_PROBLEM DESCRIPTION:_
Return only the number of lines holding the word "React".

_RECORD EXTRACTS:_

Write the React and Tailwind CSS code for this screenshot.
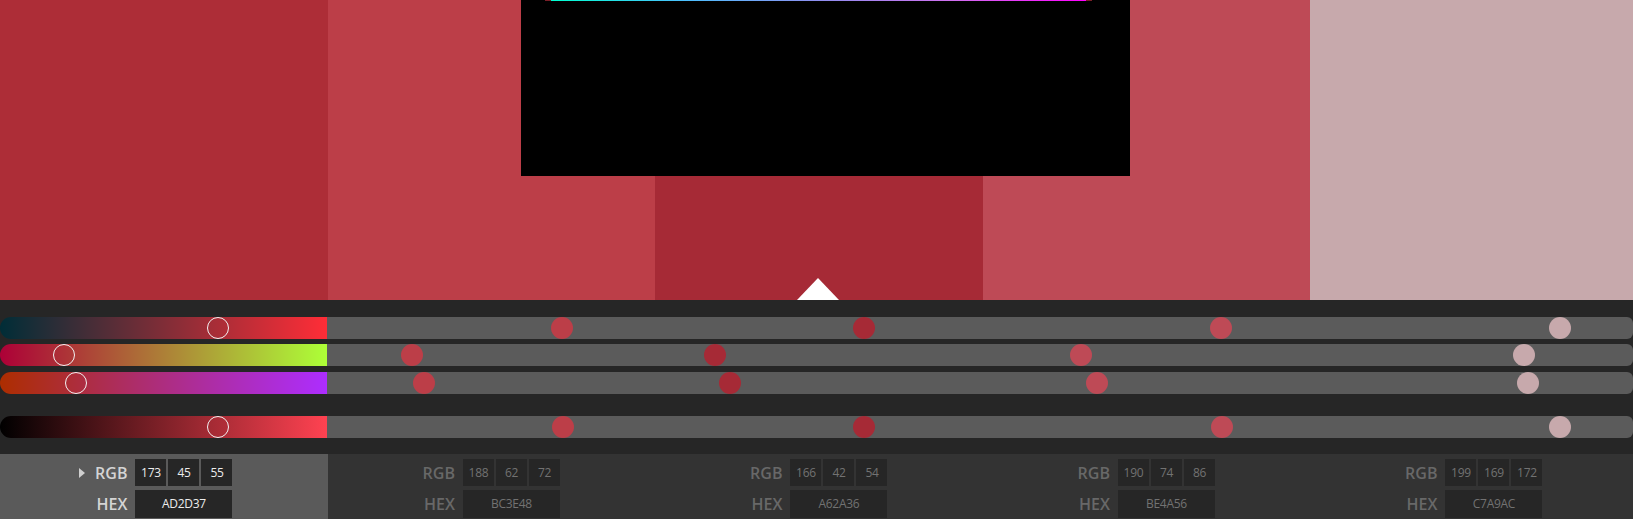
--
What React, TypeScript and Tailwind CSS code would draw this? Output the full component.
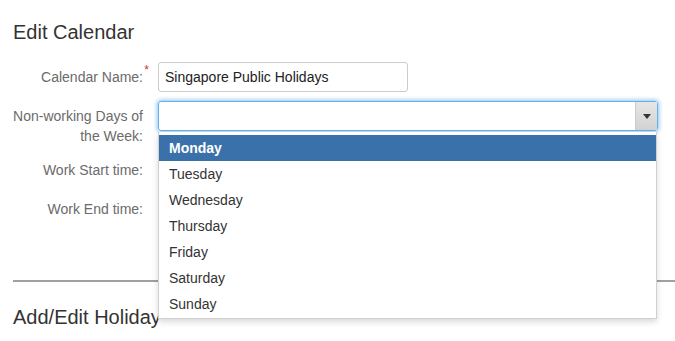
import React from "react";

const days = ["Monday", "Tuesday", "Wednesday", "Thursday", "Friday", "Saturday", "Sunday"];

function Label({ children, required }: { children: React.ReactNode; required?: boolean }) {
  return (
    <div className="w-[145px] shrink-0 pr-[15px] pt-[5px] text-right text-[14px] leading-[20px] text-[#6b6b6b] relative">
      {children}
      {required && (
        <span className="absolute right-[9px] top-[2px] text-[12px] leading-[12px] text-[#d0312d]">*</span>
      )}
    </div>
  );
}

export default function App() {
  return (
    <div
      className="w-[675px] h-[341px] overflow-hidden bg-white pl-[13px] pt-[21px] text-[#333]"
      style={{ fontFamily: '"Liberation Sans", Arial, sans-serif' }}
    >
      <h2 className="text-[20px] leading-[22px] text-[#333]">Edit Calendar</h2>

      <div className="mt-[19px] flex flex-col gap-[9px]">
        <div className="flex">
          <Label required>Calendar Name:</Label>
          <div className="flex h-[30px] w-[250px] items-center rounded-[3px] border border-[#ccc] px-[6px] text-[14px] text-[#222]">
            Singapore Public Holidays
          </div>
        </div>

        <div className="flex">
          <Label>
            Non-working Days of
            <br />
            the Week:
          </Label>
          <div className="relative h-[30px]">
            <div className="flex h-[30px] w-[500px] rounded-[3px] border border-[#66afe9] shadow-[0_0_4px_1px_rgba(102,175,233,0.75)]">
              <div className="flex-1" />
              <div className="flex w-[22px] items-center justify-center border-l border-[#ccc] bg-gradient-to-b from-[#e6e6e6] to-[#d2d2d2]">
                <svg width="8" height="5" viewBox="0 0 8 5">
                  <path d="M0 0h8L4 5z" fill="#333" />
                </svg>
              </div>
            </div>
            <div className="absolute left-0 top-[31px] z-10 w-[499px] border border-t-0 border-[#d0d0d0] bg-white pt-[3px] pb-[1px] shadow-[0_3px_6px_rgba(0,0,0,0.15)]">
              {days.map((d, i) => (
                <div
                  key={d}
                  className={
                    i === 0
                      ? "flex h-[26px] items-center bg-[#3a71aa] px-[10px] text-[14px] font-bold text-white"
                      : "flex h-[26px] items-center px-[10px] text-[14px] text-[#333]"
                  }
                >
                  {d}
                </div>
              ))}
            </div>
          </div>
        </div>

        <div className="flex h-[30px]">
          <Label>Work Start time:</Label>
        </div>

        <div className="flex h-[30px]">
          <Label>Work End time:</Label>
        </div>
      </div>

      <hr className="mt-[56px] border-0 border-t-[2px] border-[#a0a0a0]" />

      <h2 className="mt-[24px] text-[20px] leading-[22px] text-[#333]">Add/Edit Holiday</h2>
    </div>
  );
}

_OUTPUT OF THE TASK:_
4